## [Work to do]
Retype the listing below line for line, but only from the line with "Convert this screenshot" down to the line with "const [display, setDisplay]", inclusive. Pictures stay out.

#### Data listing

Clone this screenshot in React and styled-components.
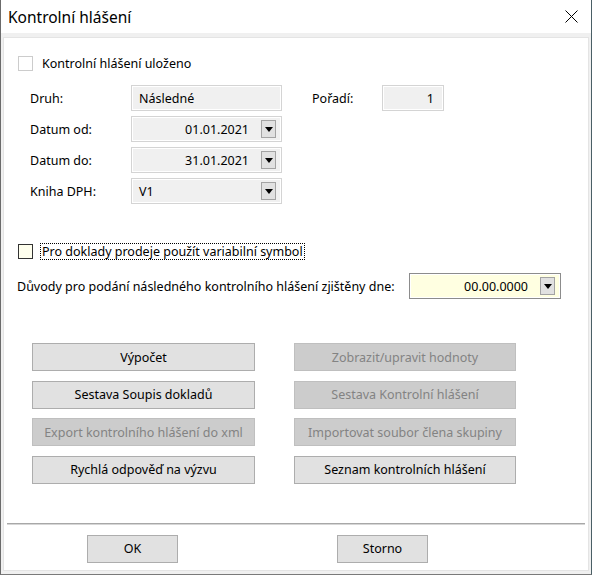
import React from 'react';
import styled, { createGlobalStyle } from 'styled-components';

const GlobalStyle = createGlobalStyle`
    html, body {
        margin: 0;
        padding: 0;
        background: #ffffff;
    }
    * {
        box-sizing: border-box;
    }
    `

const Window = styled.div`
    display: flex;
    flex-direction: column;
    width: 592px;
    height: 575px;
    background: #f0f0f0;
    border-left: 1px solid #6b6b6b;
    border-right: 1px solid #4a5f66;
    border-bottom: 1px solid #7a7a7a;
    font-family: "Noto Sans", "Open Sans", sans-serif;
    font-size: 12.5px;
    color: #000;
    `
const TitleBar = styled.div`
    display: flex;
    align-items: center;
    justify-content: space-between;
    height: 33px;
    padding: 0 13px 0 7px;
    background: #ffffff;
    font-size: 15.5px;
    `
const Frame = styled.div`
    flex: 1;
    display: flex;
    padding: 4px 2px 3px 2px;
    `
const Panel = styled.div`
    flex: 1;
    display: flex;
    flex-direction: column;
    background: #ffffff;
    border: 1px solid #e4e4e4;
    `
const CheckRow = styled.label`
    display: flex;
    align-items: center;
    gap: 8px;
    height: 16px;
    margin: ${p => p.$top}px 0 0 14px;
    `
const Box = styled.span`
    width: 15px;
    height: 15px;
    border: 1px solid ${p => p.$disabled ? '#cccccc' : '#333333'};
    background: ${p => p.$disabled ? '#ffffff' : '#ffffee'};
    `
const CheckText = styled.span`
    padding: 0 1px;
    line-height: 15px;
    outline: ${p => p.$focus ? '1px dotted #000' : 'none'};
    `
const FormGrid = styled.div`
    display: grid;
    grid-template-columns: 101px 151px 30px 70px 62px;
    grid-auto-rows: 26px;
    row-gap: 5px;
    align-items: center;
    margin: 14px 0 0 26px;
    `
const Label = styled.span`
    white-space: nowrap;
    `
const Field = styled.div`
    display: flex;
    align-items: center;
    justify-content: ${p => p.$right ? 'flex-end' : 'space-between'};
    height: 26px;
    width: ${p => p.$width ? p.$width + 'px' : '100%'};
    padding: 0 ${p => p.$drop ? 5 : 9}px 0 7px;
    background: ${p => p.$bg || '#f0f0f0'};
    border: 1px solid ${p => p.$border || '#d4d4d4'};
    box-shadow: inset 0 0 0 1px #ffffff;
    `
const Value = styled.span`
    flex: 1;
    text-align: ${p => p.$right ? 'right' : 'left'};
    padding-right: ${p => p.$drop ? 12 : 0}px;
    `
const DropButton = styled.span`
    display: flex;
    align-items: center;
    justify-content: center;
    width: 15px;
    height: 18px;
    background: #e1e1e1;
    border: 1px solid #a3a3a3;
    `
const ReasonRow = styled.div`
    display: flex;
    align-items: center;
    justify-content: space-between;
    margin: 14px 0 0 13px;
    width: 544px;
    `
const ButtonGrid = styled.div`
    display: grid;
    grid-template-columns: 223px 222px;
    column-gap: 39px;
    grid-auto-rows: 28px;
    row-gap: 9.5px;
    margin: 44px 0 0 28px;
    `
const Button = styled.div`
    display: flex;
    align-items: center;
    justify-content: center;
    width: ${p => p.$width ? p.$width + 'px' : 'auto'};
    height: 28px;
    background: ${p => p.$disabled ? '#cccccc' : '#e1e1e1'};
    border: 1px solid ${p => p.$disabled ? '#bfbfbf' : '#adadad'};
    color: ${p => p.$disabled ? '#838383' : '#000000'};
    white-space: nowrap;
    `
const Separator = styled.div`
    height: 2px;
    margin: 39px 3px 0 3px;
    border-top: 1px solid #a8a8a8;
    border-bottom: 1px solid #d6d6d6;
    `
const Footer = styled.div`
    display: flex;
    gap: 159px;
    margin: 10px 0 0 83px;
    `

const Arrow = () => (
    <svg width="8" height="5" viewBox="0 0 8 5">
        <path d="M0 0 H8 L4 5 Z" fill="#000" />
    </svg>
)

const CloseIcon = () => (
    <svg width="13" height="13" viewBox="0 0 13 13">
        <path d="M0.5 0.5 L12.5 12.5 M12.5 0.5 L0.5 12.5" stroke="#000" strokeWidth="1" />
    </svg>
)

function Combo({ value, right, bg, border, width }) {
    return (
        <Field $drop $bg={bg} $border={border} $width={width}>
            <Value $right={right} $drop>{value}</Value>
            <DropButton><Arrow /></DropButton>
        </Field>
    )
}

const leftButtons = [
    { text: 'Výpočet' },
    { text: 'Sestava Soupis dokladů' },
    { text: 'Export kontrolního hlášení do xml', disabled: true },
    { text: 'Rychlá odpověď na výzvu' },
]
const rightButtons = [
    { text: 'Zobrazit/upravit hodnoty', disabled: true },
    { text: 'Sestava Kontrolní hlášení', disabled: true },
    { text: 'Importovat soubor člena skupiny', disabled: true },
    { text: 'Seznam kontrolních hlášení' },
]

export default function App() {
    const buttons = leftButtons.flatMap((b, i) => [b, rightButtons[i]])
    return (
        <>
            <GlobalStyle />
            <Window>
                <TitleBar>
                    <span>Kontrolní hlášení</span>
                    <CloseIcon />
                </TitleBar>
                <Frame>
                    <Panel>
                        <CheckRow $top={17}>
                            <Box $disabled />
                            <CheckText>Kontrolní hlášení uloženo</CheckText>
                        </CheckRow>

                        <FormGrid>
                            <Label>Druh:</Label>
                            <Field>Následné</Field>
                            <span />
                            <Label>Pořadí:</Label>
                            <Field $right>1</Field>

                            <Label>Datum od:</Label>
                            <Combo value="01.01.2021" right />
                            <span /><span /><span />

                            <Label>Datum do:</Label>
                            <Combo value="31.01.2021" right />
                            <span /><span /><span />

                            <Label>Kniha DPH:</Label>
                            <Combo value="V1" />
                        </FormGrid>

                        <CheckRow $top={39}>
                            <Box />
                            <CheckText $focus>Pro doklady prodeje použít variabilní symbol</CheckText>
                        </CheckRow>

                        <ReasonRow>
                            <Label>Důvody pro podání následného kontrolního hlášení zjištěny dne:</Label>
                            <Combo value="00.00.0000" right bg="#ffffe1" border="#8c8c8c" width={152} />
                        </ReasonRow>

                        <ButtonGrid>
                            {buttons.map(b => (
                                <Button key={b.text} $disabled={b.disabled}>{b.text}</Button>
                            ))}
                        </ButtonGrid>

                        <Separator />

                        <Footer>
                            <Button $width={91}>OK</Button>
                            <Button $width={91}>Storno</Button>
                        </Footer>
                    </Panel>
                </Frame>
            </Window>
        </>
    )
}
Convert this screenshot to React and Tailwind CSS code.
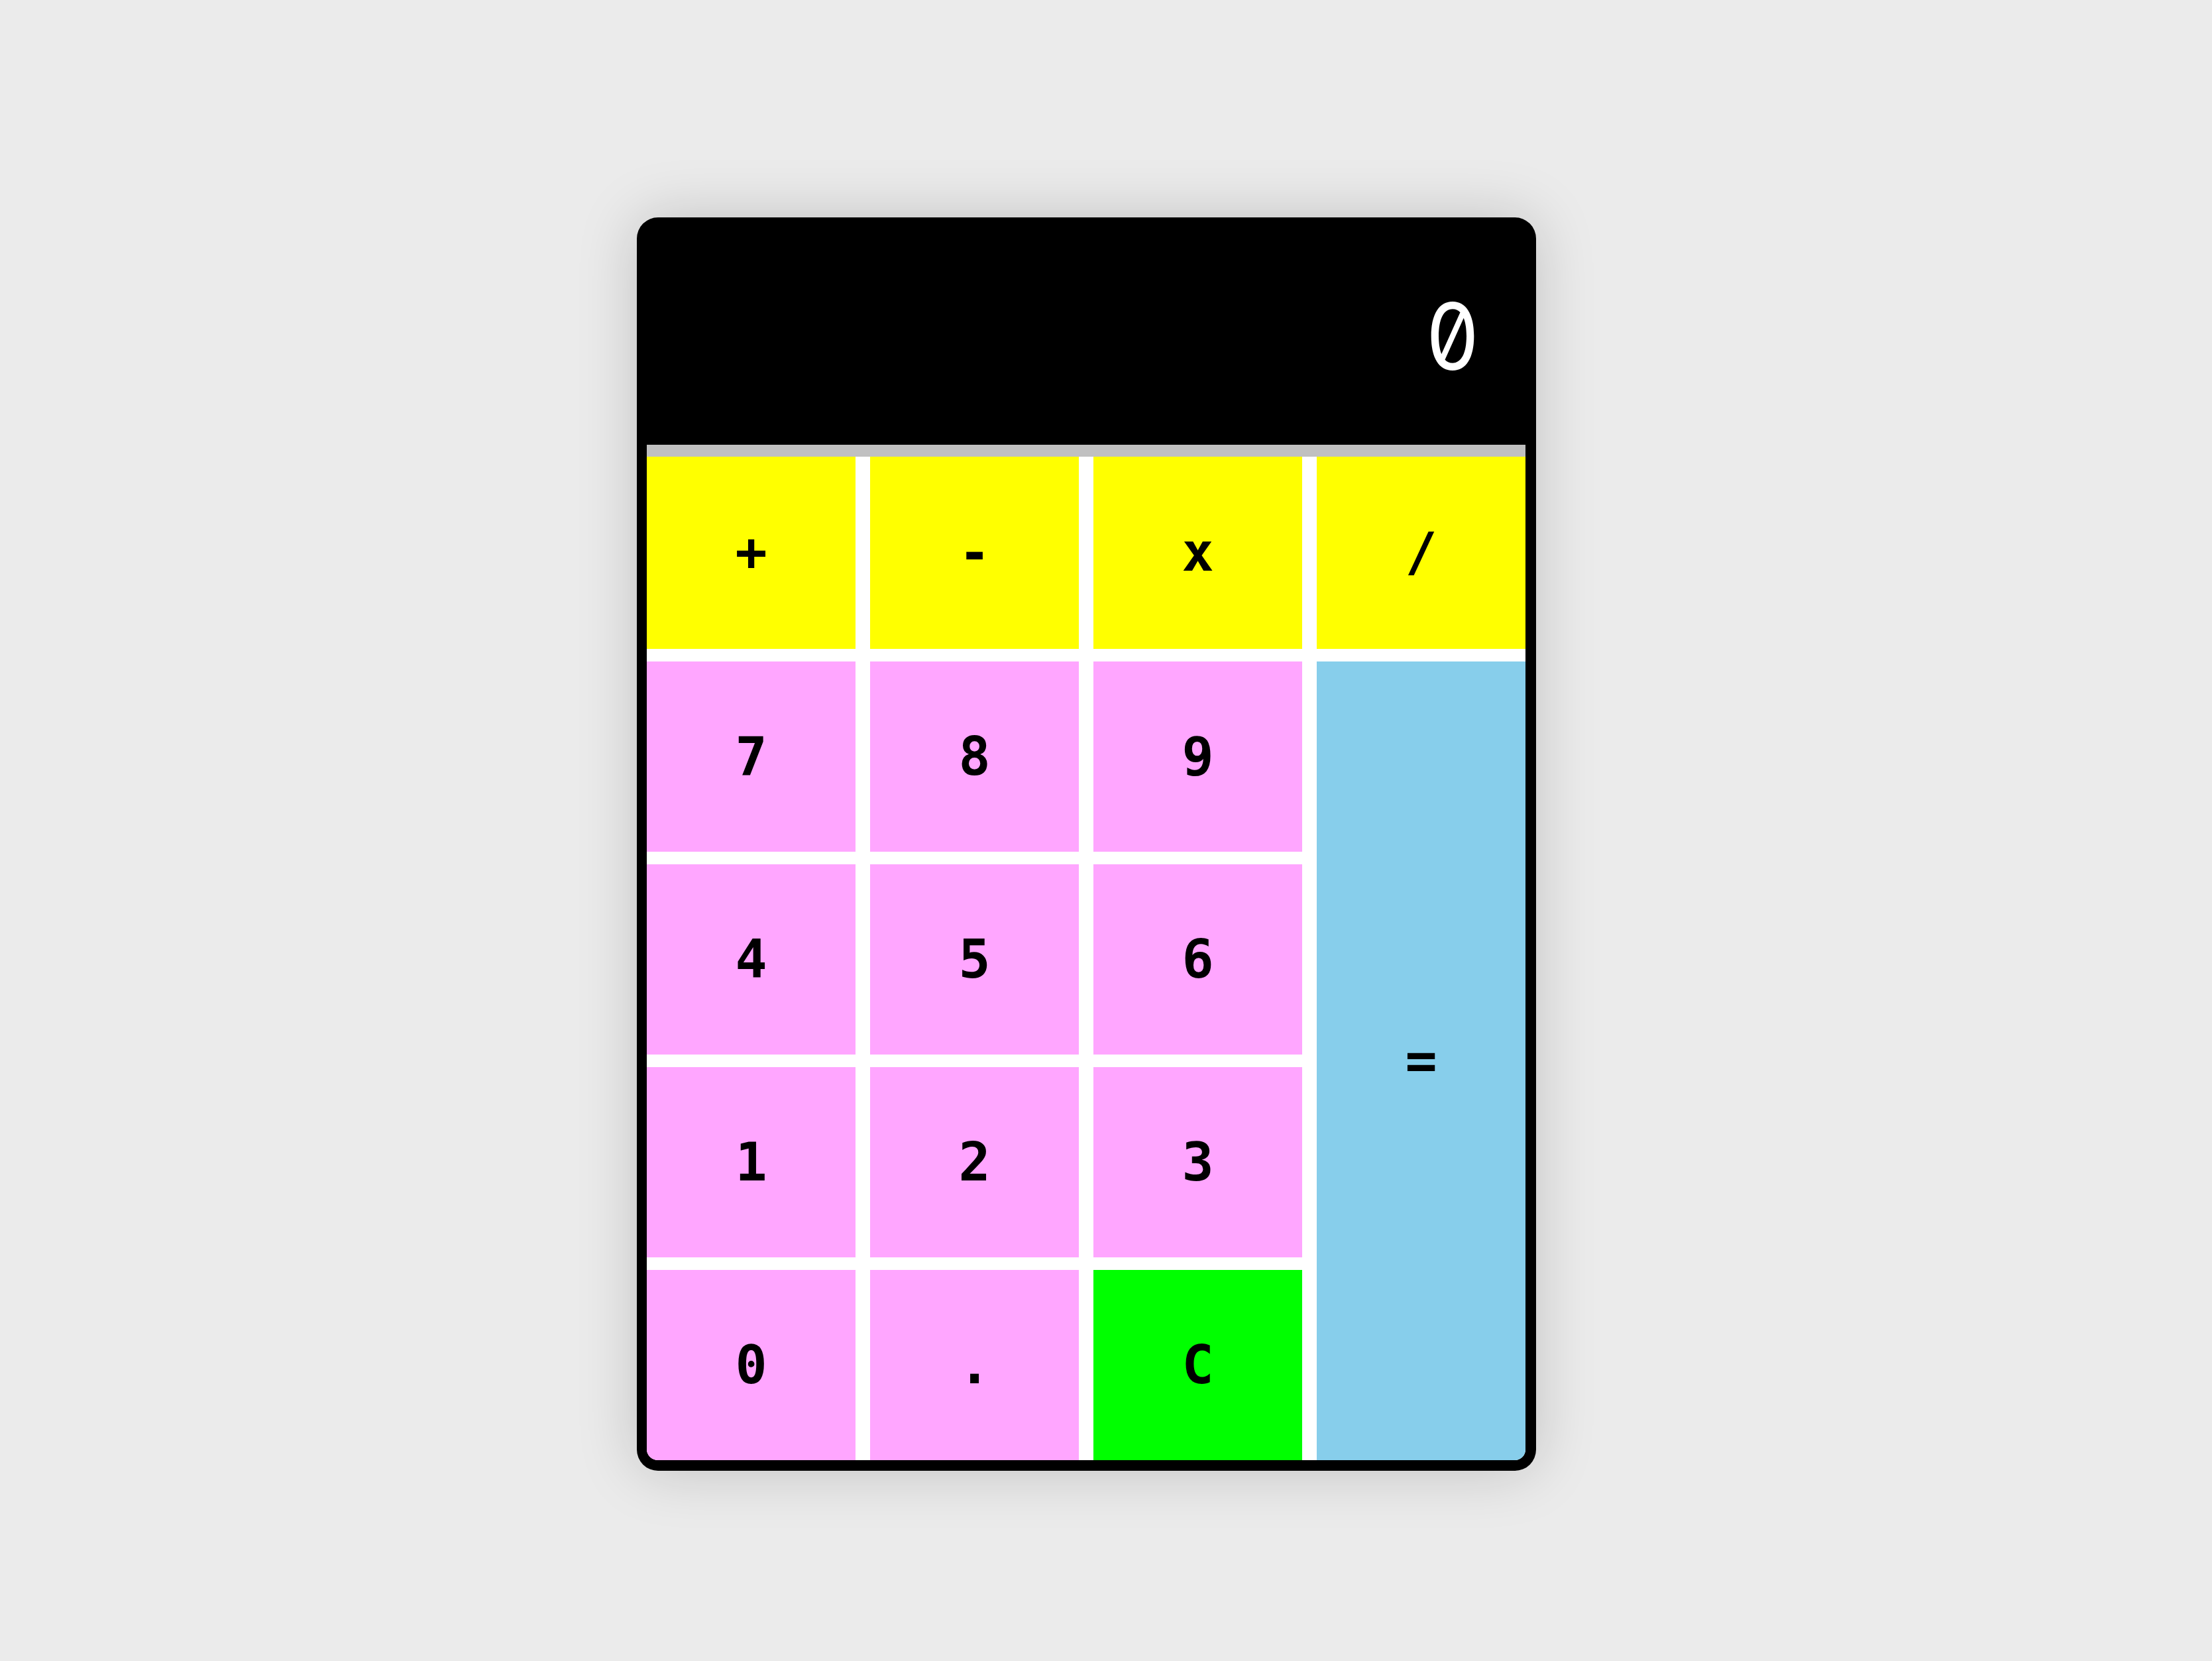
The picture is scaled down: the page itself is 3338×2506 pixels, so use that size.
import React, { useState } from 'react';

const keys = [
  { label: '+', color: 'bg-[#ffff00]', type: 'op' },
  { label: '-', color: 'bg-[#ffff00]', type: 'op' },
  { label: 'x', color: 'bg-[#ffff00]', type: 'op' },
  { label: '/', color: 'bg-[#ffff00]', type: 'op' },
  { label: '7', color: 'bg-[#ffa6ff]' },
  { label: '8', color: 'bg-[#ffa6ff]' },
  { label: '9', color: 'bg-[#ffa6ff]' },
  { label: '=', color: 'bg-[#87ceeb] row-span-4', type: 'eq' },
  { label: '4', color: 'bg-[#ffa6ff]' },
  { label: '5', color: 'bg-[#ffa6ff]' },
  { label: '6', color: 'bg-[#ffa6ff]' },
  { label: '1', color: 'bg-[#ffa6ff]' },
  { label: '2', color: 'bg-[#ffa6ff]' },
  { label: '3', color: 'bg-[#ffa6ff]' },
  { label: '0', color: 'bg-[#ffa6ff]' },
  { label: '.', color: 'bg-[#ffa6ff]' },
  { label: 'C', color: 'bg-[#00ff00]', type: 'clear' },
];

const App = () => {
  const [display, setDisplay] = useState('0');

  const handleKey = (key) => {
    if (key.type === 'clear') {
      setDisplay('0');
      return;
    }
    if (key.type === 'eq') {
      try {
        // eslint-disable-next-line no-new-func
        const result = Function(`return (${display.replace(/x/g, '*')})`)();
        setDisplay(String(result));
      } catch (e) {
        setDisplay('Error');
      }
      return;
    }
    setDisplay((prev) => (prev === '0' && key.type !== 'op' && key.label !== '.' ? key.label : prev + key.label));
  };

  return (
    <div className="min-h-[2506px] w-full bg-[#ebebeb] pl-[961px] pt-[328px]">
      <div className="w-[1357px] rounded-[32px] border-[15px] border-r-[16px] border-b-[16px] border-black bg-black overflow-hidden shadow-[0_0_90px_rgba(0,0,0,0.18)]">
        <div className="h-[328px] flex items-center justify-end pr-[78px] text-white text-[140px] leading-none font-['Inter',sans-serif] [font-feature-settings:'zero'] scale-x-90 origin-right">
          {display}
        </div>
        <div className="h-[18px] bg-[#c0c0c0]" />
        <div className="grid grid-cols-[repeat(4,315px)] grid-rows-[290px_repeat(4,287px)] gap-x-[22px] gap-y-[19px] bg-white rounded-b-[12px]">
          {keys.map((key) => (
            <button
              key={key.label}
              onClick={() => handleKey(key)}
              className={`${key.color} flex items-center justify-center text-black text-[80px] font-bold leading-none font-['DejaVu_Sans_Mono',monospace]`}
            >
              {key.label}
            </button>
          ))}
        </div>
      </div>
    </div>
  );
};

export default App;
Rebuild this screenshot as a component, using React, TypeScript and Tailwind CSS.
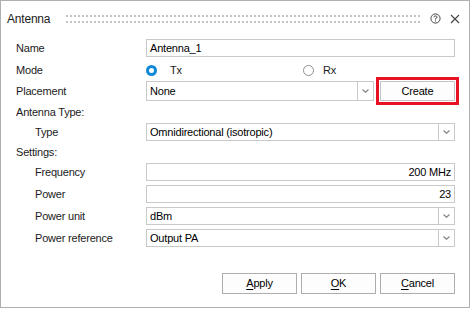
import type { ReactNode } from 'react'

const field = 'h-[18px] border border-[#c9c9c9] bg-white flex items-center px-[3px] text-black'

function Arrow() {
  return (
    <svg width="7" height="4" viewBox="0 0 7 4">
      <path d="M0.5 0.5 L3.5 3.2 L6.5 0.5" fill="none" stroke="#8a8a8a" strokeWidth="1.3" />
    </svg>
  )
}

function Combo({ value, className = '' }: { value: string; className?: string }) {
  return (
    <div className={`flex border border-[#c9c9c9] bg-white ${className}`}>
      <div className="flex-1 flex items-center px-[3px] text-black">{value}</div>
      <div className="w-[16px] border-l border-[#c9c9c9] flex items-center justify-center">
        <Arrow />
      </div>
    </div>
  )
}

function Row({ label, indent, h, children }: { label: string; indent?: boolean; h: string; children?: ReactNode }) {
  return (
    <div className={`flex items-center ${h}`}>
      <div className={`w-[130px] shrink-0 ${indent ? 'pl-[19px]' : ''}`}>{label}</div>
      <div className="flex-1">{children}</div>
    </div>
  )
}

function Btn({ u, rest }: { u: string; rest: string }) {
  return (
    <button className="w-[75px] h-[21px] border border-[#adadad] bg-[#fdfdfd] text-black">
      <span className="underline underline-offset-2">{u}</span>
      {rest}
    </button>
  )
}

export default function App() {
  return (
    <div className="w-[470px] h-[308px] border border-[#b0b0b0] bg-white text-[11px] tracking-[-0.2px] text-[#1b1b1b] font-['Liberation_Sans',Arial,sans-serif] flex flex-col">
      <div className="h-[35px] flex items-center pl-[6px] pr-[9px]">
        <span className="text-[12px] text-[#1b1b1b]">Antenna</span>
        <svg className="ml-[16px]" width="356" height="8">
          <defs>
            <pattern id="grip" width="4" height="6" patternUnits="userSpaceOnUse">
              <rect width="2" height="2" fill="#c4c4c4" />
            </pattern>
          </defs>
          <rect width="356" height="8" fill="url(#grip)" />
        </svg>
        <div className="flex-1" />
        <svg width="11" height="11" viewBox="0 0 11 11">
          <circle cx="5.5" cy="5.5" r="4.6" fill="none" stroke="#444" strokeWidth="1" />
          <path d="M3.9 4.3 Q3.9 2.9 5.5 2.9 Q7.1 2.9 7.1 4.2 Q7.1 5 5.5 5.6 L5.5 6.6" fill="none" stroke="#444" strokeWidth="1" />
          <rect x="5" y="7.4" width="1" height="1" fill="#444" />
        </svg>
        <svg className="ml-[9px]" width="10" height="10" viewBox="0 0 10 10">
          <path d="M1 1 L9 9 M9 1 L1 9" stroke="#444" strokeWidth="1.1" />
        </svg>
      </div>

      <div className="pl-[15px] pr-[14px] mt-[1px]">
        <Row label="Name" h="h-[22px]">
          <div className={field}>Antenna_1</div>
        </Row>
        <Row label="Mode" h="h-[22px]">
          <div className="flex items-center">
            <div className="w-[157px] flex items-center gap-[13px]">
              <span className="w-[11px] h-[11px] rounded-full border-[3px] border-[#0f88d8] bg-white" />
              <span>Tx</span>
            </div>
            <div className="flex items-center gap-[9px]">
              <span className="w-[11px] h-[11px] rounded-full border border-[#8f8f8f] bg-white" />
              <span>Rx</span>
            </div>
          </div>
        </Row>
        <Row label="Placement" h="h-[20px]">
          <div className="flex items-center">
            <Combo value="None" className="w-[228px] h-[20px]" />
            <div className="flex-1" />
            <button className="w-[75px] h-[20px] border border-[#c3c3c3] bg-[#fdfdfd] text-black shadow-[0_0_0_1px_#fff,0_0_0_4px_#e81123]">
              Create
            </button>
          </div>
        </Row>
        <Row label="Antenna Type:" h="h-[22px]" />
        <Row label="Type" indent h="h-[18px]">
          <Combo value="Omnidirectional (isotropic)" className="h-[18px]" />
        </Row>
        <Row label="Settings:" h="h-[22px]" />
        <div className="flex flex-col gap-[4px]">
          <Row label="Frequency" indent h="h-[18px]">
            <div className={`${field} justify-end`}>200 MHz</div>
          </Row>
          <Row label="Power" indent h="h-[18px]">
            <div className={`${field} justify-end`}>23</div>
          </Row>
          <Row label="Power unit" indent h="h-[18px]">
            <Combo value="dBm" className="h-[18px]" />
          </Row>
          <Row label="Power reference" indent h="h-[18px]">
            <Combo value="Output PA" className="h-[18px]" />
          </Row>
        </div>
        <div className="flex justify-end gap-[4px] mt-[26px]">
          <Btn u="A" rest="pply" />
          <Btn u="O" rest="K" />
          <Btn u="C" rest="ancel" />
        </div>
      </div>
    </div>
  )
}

########

## [Answer for this exercise]
Convert this screenshot to React and Tailwind CSS code.
The picture is scaled down: the page itself is 3338×2506 pixels, so use that size.
import React, { useState } from 'react';

const keys = [
  { label: '+', color: 'bg-[#ffff00]', type: 'op' },
  { label: '-', color: 'bg-[#ffff00]', type: 'op' },
  { label: 'x', color: 'bg-[#ffff00]', type: 'op' },
  { label: '/', color: 'bg-[#ffff00]', type: 'op' },
  { label: '7', color: 'bg-[#ffa6ff]' },
  { label: '8', color: 'bg-[#ffa6ff]' },
  { label: '9', color: 'bg-[#ffa6ff]' },
  { label: '=', color: 'bg-[#87ceeb] row-span-4', type: 'eq' },
  { label: '4', color: 'bg-[#ffa6ff]' },
  { label: '5', color: 'bg-[#ffa6ff]' },
  { label: '6', color: 'bg-[#ffa6ff]' },
  { label: '1', color: 'bg-[#ffa6ff]' },
  { label: '2', color: 'bg-[#ffa6ff]' },
  { label: '3', color: 'bg-[#ffa6ff]' },
  { label: '0', color: 'bg-[#ffa6ff]' },
  { label: '.', color: 'bg-[#ffa6ff]' },
  { label: 'C', color: 'bg-[#00ff00]', type: 'clear' },
];

const App = () => {
  const [display, setDisplay] = useState('0');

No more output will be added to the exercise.